===== SUPPLIED INFORMATION

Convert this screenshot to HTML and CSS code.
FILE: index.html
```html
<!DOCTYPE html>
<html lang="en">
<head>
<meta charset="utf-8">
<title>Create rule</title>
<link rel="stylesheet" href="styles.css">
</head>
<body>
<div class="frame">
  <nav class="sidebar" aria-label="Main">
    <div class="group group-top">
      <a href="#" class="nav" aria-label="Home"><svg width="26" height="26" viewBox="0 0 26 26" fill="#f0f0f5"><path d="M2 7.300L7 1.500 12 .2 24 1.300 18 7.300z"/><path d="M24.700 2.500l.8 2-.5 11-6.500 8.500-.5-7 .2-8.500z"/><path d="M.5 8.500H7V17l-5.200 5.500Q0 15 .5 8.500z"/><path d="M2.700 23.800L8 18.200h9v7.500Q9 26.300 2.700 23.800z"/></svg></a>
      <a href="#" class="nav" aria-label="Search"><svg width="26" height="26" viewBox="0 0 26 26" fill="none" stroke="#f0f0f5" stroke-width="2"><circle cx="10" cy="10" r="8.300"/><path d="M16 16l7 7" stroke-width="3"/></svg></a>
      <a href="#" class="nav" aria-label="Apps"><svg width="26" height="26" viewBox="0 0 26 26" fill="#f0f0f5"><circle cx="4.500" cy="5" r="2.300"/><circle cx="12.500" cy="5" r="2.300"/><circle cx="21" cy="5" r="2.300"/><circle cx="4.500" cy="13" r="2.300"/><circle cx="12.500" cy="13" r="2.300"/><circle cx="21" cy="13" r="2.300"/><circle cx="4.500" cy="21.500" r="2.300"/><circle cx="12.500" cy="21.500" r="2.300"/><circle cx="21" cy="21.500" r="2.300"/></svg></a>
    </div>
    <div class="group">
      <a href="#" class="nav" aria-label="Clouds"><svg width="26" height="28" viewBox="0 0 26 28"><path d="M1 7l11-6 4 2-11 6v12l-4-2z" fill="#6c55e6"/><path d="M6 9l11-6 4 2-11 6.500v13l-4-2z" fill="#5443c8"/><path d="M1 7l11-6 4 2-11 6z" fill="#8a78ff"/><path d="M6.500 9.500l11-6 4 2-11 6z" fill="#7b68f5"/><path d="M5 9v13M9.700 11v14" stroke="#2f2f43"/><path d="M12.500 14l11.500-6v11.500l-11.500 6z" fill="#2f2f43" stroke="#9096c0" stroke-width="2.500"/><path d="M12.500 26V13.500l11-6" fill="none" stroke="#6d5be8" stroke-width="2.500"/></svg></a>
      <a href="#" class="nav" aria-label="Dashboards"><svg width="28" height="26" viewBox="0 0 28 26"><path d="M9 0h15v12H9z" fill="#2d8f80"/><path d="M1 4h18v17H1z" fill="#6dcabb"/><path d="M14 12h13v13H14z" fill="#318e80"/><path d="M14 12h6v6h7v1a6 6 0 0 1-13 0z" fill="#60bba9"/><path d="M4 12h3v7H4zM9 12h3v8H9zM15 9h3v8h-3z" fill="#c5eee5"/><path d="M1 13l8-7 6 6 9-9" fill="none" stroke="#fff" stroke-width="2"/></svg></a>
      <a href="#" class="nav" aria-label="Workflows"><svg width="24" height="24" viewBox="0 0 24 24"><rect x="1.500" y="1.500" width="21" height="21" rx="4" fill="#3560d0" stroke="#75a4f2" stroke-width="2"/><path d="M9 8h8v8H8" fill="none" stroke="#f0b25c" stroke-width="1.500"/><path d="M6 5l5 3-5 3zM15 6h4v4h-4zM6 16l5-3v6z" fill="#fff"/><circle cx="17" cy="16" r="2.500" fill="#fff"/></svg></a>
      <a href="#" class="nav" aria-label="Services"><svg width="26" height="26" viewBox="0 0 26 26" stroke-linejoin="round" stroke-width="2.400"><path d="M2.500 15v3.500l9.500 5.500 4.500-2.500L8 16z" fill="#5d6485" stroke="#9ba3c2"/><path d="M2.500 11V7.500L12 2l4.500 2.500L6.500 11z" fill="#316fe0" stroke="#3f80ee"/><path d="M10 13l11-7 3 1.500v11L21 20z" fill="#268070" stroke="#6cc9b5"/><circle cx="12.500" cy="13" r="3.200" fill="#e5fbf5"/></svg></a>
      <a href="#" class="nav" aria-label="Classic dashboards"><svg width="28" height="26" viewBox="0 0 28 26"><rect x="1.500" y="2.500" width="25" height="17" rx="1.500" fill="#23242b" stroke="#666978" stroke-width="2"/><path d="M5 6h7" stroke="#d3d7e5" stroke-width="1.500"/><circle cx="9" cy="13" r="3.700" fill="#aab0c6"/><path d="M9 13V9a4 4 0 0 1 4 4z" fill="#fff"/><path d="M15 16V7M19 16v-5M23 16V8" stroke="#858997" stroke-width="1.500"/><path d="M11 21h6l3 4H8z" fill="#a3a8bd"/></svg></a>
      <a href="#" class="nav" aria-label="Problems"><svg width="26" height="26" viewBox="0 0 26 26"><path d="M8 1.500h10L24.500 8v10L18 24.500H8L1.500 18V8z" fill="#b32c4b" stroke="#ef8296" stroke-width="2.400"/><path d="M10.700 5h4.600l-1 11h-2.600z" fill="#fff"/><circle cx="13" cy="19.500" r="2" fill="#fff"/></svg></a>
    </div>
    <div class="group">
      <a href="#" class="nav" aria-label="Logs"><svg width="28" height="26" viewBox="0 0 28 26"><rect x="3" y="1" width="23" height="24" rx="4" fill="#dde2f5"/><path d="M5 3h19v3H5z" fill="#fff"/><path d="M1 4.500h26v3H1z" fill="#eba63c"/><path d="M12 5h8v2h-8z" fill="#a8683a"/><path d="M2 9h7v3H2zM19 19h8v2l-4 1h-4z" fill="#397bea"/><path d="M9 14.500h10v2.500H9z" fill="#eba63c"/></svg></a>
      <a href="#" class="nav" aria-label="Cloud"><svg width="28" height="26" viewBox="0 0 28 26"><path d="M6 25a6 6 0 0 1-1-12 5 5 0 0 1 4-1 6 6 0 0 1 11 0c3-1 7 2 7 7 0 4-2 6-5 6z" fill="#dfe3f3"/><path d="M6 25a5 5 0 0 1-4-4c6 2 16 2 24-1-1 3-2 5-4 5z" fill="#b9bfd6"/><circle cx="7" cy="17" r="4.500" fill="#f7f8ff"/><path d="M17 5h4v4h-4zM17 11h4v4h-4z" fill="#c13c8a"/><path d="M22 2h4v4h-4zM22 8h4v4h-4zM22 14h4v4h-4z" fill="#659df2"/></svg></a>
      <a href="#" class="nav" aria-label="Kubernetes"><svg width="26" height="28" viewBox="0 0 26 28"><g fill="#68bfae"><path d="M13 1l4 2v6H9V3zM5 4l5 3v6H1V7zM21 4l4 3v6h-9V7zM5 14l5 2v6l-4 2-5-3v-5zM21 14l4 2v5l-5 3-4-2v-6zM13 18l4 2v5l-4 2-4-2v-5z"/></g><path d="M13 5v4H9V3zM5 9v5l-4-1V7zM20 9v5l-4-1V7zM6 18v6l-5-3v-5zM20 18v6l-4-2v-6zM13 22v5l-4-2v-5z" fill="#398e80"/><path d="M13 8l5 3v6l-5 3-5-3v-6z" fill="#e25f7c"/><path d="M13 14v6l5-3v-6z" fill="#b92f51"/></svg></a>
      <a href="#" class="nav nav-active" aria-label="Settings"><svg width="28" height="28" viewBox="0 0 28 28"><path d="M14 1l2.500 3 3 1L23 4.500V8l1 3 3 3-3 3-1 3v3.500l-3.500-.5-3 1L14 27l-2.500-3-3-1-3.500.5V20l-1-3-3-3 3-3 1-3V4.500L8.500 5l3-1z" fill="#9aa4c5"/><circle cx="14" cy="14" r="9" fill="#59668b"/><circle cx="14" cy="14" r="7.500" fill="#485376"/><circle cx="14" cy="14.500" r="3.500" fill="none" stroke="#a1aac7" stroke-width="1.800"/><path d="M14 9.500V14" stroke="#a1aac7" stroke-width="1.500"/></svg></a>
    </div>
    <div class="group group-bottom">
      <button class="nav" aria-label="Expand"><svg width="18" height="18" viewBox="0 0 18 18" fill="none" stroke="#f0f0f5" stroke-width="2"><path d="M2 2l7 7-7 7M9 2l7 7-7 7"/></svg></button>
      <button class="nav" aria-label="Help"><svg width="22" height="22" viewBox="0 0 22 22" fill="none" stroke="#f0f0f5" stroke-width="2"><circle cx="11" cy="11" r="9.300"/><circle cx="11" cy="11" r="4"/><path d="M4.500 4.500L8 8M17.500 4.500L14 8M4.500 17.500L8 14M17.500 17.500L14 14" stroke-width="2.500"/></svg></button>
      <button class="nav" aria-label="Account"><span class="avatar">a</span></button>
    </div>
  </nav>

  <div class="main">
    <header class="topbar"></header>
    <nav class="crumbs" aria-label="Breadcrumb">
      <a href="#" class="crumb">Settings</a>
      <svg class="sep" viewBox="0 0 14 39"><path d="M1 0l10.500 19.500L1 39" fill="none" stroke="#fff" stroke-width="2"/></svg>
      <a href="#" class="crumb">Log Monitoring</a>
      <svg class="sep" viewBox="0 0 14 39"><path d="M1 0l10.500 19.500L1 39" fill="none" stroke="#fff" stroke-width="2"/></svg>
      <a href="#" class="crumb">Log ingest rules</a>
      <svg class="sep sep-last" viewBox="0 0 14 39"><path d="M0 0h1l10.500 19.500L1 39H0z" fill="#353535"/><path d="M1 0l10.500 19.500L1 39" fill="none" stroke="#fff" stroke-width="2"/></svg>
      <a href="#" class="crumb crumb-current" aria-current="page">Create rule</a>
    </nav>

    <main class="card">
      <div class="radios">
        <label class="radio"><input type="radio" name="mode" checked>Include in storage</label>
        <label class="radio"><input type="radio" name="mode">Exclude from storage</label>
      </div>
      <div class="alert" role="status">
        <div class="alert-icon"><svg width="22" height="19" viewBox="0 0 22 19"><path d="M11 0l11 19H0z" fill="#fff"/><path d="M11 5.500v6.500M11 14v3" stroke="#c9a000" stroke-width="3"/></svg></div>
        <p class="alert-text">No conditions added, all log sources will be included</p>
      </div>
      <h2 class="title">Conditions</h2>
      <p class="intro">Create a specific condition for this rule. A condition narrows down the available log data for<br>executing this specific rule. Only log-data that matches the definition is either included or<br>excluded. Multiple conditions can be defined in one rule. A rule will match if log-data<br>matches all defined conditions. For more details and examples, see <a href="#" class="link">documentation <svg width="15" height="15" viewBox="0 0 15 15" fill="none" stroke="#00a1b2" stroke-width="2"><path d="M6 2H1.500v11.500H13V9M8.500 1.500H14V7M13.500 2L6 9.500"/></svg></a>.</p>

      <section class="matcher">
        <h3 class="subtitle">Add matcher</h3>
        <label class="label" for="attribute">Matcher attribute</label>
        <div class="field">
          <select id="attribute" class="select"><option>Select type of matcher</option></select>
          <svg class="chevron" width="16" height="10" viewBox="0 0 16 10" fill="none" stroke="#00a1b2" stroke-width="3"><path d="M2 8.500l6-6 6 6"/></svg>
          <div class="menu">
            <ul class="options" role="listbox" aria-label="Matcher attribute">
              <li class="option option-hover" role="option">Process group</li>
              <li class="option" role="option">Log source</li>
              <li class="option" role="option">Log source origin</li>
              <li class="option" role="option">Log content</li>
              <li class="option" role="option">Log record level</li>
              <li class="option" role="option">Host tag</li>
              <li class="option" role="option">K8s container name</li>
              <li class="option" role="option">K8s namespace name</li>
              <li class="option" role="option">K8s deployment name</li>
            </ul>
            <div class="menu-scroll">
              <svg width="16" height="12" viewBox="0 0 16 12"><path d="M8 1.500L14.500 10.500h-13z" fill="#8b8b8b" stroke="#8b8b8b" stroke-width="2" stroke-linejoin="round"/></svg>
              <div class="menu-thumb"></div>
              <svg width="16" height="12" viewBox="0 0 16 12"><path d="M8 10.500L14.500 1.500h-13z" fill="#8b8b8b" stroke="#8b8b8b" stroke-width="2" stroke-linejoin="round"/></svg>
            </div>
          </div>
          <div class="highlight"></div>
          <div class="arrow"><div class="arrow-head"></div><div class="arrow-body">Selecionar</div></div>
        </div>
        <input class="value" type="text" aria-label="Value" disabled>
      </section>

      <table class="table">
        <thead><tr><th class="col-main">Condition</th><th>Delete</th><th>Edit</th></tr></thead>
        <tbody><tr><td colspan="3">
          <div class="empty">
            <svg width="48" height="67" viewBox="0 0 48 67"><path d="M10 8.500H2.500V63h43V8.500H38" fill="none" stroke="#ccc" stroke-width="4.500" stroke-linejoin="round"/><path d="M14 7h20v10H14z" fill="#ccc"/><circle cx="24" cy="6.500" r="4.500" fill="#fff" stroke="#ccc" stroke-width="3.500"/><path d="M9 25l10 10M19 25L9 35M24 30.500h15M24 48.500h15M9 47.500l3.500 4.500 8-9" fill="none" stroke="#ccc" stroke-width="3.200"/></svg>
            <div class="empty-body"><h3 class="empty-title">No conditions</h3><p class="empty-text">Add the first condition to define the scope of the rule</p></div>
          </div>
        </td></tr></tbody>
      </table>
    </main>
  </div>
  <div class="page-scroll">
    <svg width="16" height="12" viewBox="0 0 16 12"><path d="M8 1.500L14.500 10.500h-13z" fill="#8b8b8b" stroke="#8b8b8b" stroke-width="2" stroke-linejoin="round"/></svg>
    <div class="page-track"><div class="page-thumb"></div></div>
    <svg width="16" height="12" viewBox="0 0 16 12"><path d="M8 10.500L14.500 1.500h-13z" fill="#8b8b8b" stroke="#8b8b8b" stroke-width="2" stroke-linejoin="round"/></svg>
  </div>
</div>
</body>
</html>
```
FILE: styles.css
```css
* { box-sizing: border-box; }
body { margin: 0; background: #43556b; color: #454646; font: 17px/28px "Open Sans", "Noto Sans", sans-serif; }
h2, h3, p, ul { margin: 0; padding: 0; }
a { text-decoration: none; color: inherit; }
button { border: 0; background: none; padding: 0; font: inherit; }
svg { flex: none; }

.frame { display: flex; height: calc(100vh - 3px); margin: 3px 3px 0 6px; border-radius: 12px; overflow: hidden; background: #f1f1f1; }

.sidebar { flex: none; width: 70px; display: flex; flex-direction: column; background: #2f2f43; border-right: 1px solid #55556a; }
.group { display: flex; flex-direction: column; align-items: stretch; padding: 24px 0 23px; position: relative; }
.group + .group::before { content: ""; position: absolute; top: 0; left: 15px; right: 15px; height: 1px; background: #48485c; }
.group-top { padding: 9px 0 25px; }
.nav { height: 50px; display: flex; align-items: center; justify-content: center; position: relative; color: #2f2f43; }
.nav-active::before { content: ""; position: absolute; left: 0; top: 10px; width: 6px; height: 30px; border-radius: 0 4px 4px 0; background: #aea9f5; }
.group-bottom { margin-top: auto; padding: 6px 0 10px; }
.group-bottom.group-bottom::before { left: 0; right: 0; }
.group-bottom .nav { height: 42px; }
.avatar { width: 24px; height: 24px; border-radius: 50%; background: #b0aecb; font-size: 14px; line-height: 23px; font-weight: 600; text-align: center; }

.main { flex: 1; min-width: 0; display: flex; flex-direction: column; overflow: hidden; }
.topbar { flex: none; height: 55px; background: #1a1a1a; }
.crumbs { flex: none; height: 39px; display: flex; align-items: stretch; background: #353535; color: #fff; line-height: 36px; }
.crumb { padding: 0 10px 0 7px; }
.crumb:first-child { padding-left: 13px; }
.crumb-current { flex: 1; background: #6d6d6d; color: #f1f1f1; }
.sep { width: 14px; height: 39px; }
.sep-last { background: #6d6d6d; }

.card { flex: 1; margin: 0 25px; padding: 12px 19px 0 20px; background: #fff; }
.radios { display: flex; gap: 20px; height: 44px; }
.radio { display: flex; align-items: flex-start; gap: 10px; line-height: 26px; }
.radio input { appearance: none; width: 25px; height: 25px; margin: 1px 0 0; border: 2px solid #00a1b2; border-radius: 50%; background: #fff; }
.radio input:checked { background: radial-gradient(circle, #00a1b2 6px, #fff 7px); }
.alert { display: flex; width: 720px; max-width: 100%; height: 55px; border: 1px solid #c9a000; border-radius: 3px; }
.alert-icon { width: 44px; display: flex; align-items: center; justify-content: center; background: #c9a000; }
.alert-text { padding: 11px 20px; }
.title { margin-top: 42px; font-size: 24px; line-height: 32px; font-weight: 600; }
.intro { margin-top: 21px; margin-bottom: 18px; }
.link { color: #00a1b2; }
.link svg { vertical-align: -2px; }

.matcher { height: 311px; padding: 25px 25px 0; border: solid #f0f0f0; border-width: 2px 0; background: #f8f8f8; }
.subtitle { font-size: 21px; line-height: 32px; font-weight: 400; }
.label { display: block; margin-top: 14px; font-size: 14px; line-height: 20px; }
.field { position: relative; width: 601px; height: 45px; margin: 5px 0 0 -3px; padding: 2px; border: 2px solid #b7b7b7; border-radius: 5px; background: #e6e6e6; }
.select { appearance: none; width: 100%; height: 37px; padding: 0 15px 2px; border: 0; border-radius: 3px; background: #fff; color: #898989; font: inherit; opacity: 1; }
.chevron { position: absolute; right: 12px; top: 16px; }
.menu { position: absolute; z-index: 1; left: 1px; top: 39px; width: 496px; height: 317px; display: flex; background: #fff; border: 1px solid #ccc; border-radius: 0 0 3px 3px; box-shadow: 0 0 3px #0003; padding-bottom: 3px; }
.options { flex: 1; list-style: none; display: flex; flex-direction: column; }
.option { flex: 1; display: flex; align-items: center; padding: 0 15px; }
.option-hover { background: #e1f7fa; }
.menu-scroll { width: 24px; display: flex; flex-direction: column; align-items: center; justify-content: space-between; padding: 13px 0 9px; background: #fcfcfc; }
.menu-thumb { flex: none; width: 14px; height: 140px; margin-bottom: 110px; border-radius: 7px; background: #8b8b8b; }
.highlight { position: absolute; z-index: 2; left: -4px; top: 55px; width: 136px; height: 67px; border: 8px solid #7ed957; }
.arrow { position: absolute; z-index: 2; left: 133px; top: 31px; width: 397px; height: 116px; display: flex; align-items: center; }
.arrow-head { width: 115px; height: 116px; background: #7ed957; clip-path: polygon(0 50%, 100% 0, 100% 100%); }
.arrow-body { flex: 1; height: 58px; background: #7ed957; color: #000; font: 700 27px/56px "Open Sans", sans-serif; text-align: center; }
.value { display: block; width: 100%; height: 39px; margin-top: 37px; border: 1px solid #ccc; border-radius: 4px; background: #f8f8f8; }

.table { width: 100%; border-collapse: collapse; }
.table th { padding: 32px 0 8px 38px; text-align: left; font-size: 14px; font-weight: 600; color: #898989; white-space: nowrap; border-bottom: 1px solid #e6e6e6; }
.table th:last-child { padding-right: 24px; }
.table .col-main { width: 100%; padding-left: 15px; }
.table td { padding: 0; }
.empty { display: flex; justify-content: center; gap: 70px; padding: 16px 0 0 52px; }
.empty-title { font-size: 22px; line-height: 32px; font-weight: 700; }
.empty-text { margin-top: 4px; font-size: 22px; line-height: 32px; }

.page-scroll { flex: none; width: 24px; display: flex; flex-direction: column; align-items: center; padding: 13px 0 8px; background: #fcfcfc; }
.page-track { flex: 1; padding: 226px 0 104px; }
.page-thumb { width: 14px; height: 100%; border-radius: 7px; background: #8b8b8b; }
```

==========

Copy every single line of the material above that holds "this".

Convert this screenshot to HTML and CSS code.
      <p class="intro">Create a specific condition for this rule. A condition narrows down the available log data for<br>executing this specific rule. Only log-data that matches the definition is either included or<br>excluded. Multiple conditions can be defined in one rule. A rule will match if log-data<br>matches all defined conditions. For more details and examples, see <a href="#" class="link">documentation <svg width="15" height="15" viewBox="0 0 15 15" fill="none" stroke="#00a1b2" stroke-width="2"><path d="M6 2H1.500v11.500H13V9M8.500 1.500H14V7M13.500 2L6 9.500"/></svg></a>.</p>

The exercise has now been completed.